The magnetization of the entire structure is determined by the expression $m=\sum m_S\cos {\phi }_i$. Model magnetization results are shown in Figure 7. These data are qualitatively consistent with the experimental results (Figure 2). The experimental observation that the magnetization curve becomes flatter and the step is smoothed out as n increases suggests that a large number of blocks in the superlattice strengthens the interlayer interaction between subsystems, which correlates with the magnetic resonance results (Figure 4, curves 2). The discrepancy between model predictions and experimental curves may be attributed to model limitations, specifically the neglect of interference effects between states from layers at different distances.
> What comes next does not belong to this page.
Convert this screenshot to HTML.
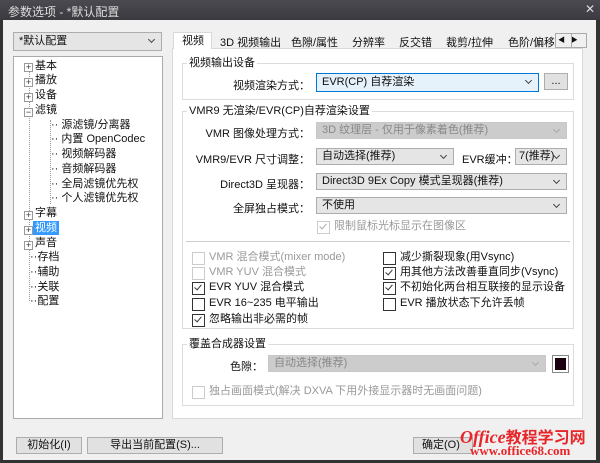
<!DOCTYPE html>
<html><head><meta charset="utf-8"><style>
*{box-sizing:border-box;margin:0;padding:0}
body{width:600px;height:463px;overflow:hidden;background:#333;font-family:"Liberation Sans","Noto Sans CJK SC",sans-serif;font-size:11px;color:#111;position:relative}
.a{position:absolute;white-space:nowrap}
.r{position:absolute;white-space:nowrap;right:290px;text-align:right}
.win{position:absolute;left:3px;top:20px;width:593px;height:440px;background:#f0f0f0}
.combo{position:absolute;border:1px solid #adadad;background:#e5e5e5;height:17px;line-height:15px;padding-left:5px;white-space:nowrap;overflow:hidden}
.combo:after{content:"";position:absolute;right:7px;top:4px;width:4px;height:4px;border-right:1px solid #444;border-bottom:1px solid #444;transform:rotate(45deg)}
.dis{background:#ccc;color:#888;border-color:#c8c8c8}
.dis:after{border-color:#aaa}
.grp{position:absolute;border:1px solid #dcdcdc}
.gl{position:absolute;background:#fff;padding:0 2px;top:-8px;left:4px;line-height:14px;white-space:nowrap}
.cb{position:absolute;white-space:nowrap;padding-left:17px;line-height:13px}
.cb:before{content:"";position:absolute;left:0;top:1px;width:11px;height:11px;border:1px solid #333;background:#fff}
.cb.c:after{content:"";position:absolute;left:4px;top:2px;width:3px;height:6px;border-right:1px solid #333;border-bottom:1px solid #333;transform:rotate(40deg)}
.cb.d{color:#999}.cb.d:before{border-color:#ccc}.cb.d.c:after{border-color:#aaa}
.btn{position:absolute;border:1px solid #adadad;background:#e1e1e1;height:17px;line-height:15px;text-align:center;white-space:nowrap}
.tree div{position:absolute;white-space:nowrap;line-height:14px}
.pm{position:absolute;width:9px;height:9px;border:1px solid #999;background:#fff;font-size:9px;line-height:7px;text-align:center;color:#333}
</style></head><body>
<div class="a" style="left:0;top:0;width:600px;height:20px;background:linear-gradient(#4a4a50,#3a3a40)"></div>
<div class="a" style="left:8px;top:3px;color:#ddd;font-size:12px">参数选项 - *默认配置</div>
<div class="a" style="left:585px;top:2px;color:#ddd;font-size:12px">✕</div>
<div class="win"></div>
<div class="combo" style="left:13px;top:32px;width:149px;height:19px;line-height:17px">*默认配置</div>
<div class="a tree" style="left:13px;top:56px;width:150px;height:363px;background:#fff;border:1px solid #aaa">
<div style="left:15px;top:14px;height:182px;border-left:1px dotted #999;width:1px"></div>
<div style="left:36px;top:63px;height:84px;border-left:1px dotted #999;width:1px"></div>
<div style="left:15px;top:162px;height:82px;border-left:1px dotted #999;width:1px"></div>
<span class="pm" style="left:10px;top:6px">+</span><div style="left:21px;top:2px">基本</div>
<span class="pm" style="left:10px;top:21px">+</span><div style="left:21px;top:16px">播放</div>
<span class="pm" style="left:10px;top:36px">+</span><div style="left:21px;top:31px">设备</div>
<span class="pm" style="left:10px;top:51px">−</span><div style="left:21px;top:46px">滤镜</div>
<div style="left:37px;top:61px">·· 源滤镜/分离器</div>
<div style="left:37px;top:75px">·· 内置 OpenCodec</div>
<div style="left:37px;top:90px">·· 视频解码器</div>
<div style="left:37px;top:105px">·· 音频解码器</div>
<div style="left:37px;top:120px">·· 全局滤镜优先权</div>
<div style="left:37px;top:134px">·· 个人滤镜优先权</div>
<span class="pm" style="left:10px;top:154px">+</span><div style="left:21px;top:149px">字幕</div>
<span class="pm" style="left:10px;top:169px">+</span><div style="left:19px;top:164px;background:#3399ff;color:#fff;padding:0 2px">视频</div>
<span class="pm" style="left:10px;top:184px">+</span><div style="left:21px;top:179px">声音</div>
<div style="left:16px;top:193px">··存档</div>
<div style="left:16px;top:208px">··辅助</div>
<div style="left:16px;top:223px">··关联</div>
<div style="left:16px;top:237px">··配置</div>
</div>
<div class="a" style="left:172px;top:48px;width:411px;height:371px;background:#fff;border:1px solid #d9d9d9"></div>
<div class="a" style="left:173px;top:32px;width:39px;height:17px;background:#fff;border:1px solid #d9d9d9;border-bottom:none;padding-left:8px;line-height:16px">视频</div>
<div class="a" style="left:220px;top:34px">3D 视频输出</div>
<div class="a" style="left:291px;top:34px">色隙/属性</div>
<div class="a" style="left:352px;top:34px">分辨率</div>
<div class="a" style="left:399px;top:34px">反交错</div>
<div class="a" style="left:446px;top:34px">裁剪/拉伸</div>
<div class="a" style="left:508px;top:34px;width:46px;overflow:hidden">色阶/偏移</div>
<div class="a" style="left:555px;top:33px;width:32px;height:15px;background:#f0f0f0;border:1px solid #aaa;font-size:7px;line-height:13px">&nbsp;◀ &nbsp;&nbsp;▶</div>
<div class="a" style="left:571px;top:33px;width:1px;height:15px;background:#aaa"></div>
<div class="grp" style="left:182px;top:63px;width:392px;height:37px"><span class="gl">视频输出设备</span></div>
<div class="r" style="top:77px">视频渲染方式：</div>
<div class="combo" style="left:316px;top:73px;width:223px;height:19px;line-height:17px;background:#e5f1fb;border-color:#0078d7">EVR(CP) 自荐渲染</div>
<div class="btn" style="left:544px;top:73px;width:24px">...</div>
<div class="grp" style="left:182px;top:111px;width:392px;height:218px"><span class="gl">VMR9 无渲染/EVR(CP)自荐渲染设置</span></div>
<div class="r" style="top:125px">VMR 图像处理方式：</div>
<div class="combo dis" style="left:316px;top:122px;width:251px">3D 纹理层 - 仅用于像素着色(推荐)</div>
<div class="r" style="top:151px">VMR9/EVR 尺寸调整：</div>
<div class="combo" style="left:316px;top:148px;width:138px">自动选择(推荐)</div>
<div class="a" style="left:462px;top:151px">EVR缓冲：</div>
<div class="combo" style="left:515px;top:148px;width:52px;padding-left:3px">7(推荐)</div>
<div class="r" style="top:176px">Direct3D 呈现器：</div>
<div class="combo" style="left:316px;top:173px;width:251px">Direct3D 9Ex Copy 模式呈现器(推荐)</div>
<div class="r" style="top:200px">全屏独占模式：</div>
<div class="combo" style="left:316px;top:197px;width:251px">不使用</div>
<div class="cb d c" style="left:317px;top:220px">限制鼠标光标显示在图像区</div>
<div class="a" style="left:186px;top:241px;width:384px;height:1px;background:#ccc"></div>
<div class="cb d" style="left:192px;top:251px">VMR 混合模式(mixer mode)</div>
<div class="cb d" style="left:192px;top:266px">VMR YUV 混合模式</div>
<div class="cb c" style="left:192px;top:281px">EVR YUV 混合模式</div>
<div class="cb" style="left:192px;top:297px">EVR 16~235 电平输出</div>
<div class="cb c" style="left:192px;top:313px">忽略输出非必需的帧</div>
<div class="cb" style="left:383px;top:251px">减少撕裂现象(用Vsync)</div>
<div class="cb c" style="left:383px;top:266px">用其他方法改善垂直同步(Vsync)</div>
<div class="cb c" style="left:383px;top:281px">不初始化两台相互联接的显示设备</div>
<div class="cb" style="left:383px;top:297px">EVR 播放状态下允许丢帧</div>
<div class="grp" style="left:182px;top:344px;width:392px;height:62px"><span class="gl">覆盖合成器设置</span></div>
<div class="a" style="left:230px;top:358px">色隙：</div>
<div class="combo dis" style="left:268px;top:355px;width:278px">自动选择(推荐)</div>
<div class="a" style="left:552px;top:355px;width:17px;height:18px;border:1px solid #888;background:#fff;padding:2px"><div style="width:100%;height:100%;background:#1a0010"></div></div>
<div class="cb d" style="left:192px;top:385px">独占画面模式(解决 DXVA 下用外接显示器时无画面问题)</div>
<div class="btn" style="left:16px;top:437px;width:66px">初始化(I)</div>
<div class="btn" style="left:87px;top:437px;width:136px">导出当前配置(S)...</div>
<div class="btn" style="left:413px;top:437px;width:60px;text-align:left;padding-left:8px">确定(O)</div>
<div class="a" style="left:460px;top:424px;color:#e8262a;font:italic bold 18px 'Liberation Serif','Noto Sans CJK SC',serif">Office<span style="font-style:normal;font-size:16px">教程学习网</span></div>
<div class="a" style="left:470px;top:443px;color:#e8262a;font:bold 13px 'Liberation Serif',serif">www.office68.com</div>
</body></html>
Beyond the enhanced interlayer interaction, the mechanisms responsible for long-range coupling remain an open question. Cases are known where the magnetic proximity effect extends interaction over significant distances, such as Fe–Au (t_SM ≈ 10 nm) [28], FeNi–Ag, Au, Cu (t_SM ≈ 5 nm) [29], and IrMn–FeCo (t_SM ≈ 15 nm) [30]. These scales are consistent with our system, where the distance between the nearest soft magnetic layers is $t_{SS}=2t_{NiP}+t_{hard} \approx 13 \mathrm{n}\mathrm{m}$.

In superlattices, one of the common mechanisms for interlayer interaction is the formation of a spin–density wave (e.g., in [Fe/Cr]_n structures [31]). This approach was further developed within the Hubbard model [32], which accounts for the multiperiodicity of interlayer coupling. Also noteworthy is the study in [33], where in the (Co–Al–Zr)/(Co–Sm) system, magnetic order can be induced throughout a 40 nm thick amorphous paramagnetic layer via the proximity effect with ferromagnetic layers. This manifests as exchange–spring magnet behavior combined with exchange bias. The authors emphasize that magnetic proximity effects can be leveraged to achieve novel functionalities.

4. Conclusions

This study demonstrates that long-range interlayer interaction is established in [(CoP)_soft/(NiP)_am/(CoP)_hard/(NiP)_am]_n multilayer film superlattices. Within the proposed model, the dependence of the number of resonance absorption peaks on the number of blocks indicates multiperiodicity in interlayer coupling. Furthermore, oscillations in the magnetic anisotropy magnitude of the multilayer structure were observed. This behavior of interlayer interaction and interface magnetic anisotropy may stem from a mechanism driven by the interference of states from different magnetic layers, although this aspect warrants further investigation. The system exhibits an exchange–spring effect with moderate interlayer interaction, which tends to strengthen as the number of blocks increases.